As três transferências, que somam 460 mil euros, são as mesmas que a Lava Jato paulista atribui à Odebrecht na denúncia feita contra Serra na semana passada. Na denúncia, o MPF não faz nenhuma menção às anotações da Alstom, como fez com os quatro Portinari. Questionada por Crusoé, a força-tarefa informou que isso ainda está em apuração e que o inquérito é sigiloso.

O fato é que as empresas de José Amaro Ramos receberam pagamentos tanto da Odebrecht quanto da Alstom nas últimas décadas. Ele diz que prestou consultoria para ambas as empresas no exterior e nega irregularidades. Executivos da empreiteira afirmaram em delação premiada que pagaram propina a Serra por meio do operador do PSDB.

Já a multinacional francesa só admitiu à Justiça brasileira ter subornado agentes públicos do segundo escalão, como diretores do Metrô e o conselheiro Robson Marinho, do Tribunal de Contas do Estado, quando ele foi chefe da Casa Civil do ex-governador Mário Covas, na década de 1990.

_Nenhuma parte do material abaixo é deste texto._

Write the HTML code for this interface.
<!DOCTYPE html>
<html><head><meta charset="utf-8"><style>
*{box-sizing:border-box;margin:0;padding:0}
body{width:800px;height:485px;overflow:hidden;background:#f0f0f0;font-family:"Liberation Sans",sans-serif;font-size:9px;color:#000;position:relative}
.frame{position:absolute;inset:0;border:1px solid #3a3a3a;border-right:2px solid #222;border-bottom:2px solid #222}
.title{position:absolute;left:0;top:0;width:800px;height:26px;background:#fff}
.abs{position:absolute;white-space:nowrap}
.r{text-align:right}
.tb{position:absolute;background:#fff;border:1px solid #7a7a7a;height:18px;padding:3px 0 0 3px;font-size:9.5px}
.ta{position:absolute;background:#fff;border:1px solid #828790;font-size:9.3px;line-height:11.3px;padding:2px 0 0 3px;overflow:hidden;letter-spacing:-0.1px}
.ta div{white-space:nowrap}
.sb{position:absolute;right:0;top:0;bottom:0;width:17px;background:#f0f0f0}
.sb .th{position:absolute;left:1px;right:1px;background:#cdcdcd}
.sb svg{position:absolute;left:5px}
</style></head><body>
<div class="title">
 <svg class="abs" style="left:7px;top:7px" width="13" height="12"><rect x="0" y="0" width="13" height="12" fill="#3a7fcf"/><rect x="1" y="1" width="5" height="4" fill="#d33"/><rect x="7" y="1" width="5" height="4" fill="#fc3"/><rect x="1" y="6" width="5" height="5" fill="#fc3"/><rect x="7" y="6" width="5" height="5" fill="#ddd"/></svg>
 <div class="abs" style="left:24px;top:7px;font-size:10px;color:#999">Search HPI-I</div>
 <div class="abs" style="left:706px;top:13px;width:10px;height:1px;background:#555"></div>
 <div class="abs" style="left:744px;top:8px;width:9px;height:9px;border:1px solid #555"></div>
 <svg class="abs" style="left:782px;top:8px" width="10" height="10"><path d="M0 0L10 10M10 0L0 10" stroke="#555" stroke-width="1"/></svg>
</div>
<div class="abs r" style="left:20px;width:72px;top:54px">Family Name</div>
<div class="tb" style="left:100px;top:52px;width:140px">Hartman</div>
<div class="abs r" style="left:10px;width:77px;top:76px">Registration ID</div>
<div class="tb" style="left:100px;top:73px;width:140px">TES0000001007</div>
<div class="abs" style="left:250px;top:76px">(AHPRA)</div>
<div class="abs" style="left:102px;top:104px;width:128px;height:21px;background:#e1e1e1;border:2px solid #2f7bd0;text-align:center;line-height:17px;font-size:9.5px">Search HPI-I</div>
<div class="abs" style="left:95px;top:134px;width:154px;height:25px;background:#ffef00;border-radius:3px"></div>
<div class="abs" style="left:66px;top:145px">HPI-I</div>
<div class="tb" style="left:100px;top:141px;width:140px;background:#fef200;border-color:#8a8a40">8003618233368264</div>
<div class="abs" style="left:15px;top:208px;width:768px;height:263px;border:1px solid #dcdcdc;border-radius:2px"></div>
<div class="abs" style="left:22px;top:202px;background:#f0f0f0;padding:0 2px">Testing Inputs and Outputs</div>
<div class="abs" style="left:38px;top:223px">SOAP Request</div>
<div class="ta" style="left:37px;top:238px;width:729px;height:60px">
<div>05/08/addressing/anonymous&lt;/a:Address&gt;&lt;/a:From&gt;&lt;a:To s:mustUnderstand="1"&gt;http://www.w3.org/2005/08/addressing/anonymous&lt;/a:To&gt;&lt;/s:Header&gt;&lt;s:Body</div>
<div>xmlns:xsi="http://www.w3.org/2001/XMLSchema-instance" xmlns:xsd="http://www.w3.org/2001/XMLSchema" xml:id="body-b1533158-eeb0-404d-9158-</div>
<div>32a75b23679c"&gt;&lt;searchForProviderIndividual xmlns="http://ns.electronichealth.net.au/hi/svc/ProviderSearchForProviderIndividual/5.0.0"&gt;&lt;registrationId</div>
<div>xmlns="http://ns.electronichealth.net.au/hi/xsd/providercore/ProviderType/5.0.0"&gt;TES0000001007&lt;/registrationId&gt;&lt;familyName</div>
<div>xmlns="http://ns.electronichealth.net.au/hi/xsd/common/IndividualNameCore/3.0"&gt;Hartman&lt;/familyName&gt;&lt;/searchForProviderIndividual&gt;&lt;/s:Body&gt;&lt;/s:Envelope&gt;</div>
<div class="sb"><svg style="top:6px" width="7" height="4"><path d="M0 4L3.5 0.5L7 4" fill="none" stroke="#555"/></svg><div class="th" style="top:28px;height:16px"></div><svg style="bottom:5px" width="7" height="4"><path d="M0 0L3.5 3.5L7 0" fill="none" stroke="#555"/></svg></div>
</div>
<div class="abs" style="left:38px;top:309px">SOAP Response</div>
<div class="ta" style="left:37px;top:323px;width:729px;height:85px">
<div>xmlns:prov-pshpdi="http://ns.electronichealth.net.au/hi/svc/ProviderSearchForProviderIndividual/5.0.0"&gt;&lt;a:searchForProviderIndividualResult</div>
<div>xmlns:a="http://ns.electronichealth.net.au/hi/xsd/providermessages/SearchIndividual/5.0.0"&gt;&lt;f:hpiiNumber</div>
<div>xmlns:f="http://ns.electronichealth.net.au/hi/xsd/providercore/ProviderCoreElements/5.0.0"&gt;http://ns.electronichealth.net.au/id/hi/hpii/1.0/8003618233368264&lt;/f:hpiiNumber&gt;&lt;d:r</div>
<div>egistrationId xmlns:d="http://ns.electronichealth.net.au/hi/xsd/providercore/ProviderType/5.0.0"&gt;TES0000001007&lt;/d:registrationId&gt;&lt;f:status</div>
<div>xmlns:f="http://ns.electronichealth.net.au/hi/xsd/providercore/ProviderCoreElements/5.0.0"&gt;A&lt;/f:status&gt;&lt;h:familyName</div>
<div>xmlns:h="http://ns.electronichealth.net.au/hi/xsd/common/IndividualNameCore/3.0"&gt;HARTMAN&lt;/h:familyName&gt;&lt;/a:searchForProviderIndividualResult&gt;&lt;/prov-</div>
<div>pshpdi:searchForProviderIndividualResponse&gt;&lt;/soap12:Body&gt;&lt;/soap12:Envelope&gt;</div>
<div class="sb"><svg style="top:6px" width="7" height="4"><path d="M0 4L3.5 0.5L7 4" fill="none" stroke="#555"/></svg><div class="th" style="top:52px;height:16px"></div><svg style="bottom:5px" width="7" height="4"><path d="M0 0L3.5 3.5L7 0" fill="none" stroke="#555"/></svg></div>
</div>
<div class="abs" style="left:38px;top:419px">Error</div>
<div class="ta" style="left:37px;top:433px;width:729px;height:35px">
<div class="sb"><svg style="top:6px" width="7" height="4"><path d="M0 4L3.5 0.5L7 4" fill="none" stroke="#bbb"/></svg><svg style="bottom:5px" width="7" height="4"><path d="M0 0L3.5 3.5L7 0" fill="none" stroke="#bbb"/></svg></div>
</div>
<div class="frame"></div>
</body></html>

Somente esses agentes, assim como Amaro Ramos, foram denunciados por improbidade e corrupção no caso Alstom. Um pedido de cooperação internacional feito em 2011 pelo Ministério Público da Suíça ao MPF, para apurar crimes da multinacional, foi engavetado pelo procurador Rodrigo De Grandis, que alegou ter havido uma “falha administrativa”.

De Grandis chegou a ser investigado pela corregedoria do Ministério Público, mas a apuração foi suspensa por uma liminar do ministro Gilmar Mendes, do Supremo Tribunal Federal. Somente em 2017, já durante a investigação dos supostos pagamentos da Odebrecht a José Serra, o MPF solicitou uma cooperação internacional à Suíça, que autorizou, no ano seguinte, o envio dos dados ao Brasil. Os documentos, contudo, só chegaram no ano passado, após uma série de recursos movidos pelos investigados no país europeu.

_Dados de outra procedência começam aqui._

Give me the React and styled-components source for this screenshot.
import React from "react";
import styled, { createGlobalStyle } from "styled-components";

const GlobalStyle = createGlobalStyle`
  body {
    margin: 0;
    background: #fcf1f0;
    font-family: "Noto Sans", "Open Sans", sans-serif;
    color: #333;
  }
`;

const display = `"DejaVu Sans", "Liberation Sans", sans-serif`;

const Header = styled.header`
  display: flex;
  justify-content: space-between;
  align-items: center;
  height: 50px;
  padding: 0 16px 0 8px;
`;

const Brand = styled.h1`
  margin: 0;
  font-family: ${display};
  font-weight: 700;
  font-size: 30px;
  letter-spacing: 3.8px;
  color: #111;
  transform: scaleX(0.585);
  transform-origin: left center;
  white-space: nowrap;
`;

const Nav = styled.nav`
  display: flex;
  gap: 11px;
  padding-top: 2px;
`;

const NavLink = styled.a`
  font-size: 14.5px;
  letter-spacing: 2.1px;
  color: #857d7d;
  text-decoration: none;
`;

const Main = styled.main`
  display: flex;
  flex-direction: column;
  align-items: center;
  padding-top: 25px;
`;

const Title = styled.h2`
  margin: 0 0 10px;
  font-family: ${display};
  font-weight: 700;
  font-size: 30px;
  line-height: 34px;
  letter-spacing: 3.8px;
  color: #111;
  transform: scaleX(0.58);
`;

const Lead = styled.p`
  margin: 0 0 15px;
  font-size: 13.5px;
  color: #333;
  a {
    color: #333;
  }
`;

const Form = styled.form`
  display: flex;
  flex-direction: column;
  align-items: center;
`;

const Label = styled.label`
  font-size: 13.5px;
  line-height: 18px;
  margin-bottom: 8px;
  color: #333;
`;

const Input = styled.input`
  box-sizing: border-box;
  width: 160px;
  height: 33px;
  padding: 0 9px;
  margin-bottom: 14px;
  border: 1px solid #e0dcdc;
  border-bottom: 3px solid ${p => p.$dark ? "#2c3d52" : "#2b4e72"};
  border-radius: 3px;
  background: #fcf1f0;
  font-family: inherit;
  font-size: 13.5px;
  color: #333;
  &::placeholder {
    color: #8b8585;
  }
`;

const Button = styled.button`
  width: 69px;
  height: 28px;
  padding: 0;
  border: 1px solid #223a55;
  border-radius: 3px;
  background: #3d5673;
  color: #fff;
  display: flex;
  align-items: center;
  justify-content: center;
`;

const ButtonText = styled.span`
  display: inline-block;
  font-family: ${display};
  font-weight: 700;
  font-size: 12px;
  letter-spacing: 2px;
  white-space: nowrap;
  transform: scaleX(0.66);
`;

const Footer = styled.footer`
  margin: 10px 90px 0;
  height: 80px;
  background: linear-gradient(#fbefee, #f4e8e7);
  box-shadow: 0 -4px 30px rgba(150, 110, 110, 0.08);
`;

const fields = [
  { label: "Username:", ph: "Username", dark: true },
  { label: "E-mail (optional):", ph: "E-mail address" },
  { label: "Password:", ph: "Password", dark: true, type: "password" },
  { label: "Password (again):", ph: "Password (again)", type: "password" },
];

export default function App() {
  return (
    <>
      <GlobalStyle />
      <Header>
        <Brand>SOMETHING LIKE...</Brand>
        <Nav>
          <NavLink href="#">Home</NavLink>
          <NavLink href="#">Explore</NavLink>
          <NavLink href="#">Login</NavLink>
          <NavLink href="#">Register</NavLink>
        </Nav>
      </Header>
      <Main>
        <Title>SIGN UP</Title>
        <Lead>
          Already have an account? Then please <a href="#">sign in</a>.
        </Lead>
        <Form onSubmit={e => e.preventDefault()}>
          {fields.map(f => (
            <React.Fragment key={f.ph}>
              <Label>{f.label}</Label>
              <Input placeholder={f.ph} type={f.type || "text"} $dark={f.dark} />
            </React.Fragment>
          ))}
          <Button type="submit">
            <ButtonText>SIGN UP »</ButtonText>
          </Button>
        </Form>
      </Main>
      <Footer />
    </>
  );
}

Os extratos obtidos por Crusoé das transferências feitas pelo operador do PSDB à Verônica Serra são o primeiro documento que vinculam diretamente o senador tucano à empresa que operou o cartel de trens de São Paulo, incluindo o governo Serra, entre 2007 e 2010. Com a denúncia do MPF atribuindo as transferências ao esquema da Odebrecht, resta saber qual a verdadeira a origem do dinheiro que irrigou a conta da filha de Serra.

Batizada como Firenze, a conta foi aberta em junho de 2005 no banco Arner, com sede na cidade de Lugano, na Suíça língua italiana. A conta ficou ativa por quase dez anos em nome da Dormunt International Inc, uma offshore aberta por Verônica Serra em dezembro de 2013 no Panamá. Os registros mostram que a conta foi encerrada em 2014, ano em que começou a Operação Lava Jato, e o saldo de 1,4 milhão de francos suíços, ou 7,9 milhões de reais em valores atuais, foi transferido para outro banco naquele país.

Em nota, a assessoria de Serra afirmou que o senador “jamais recebeu vantagens indevidas ao longo dos seus 40 anos de vida pública” e que “espera que o caso seja esclarecido da melhor forma possível para evitar que prosperem acusações falsas que atinjam sua honra e de sua família”.

Assim como a defesa de Serra, o advogado Antonio Pitombo, que defende Verônica Serra, informou que ainda não teve acesso os procedimentos que resultaram na operação de busca e apreensão da semana passada. Em nota, ele afirmou que o “pretenso envolvimento” da filha do senador com compra e venda de obras de arte e relações com a Alstom Turquia “jamais ocorreu”. Segundo o advogado, “tratam-se de inverdades, sem qualquer base fática”.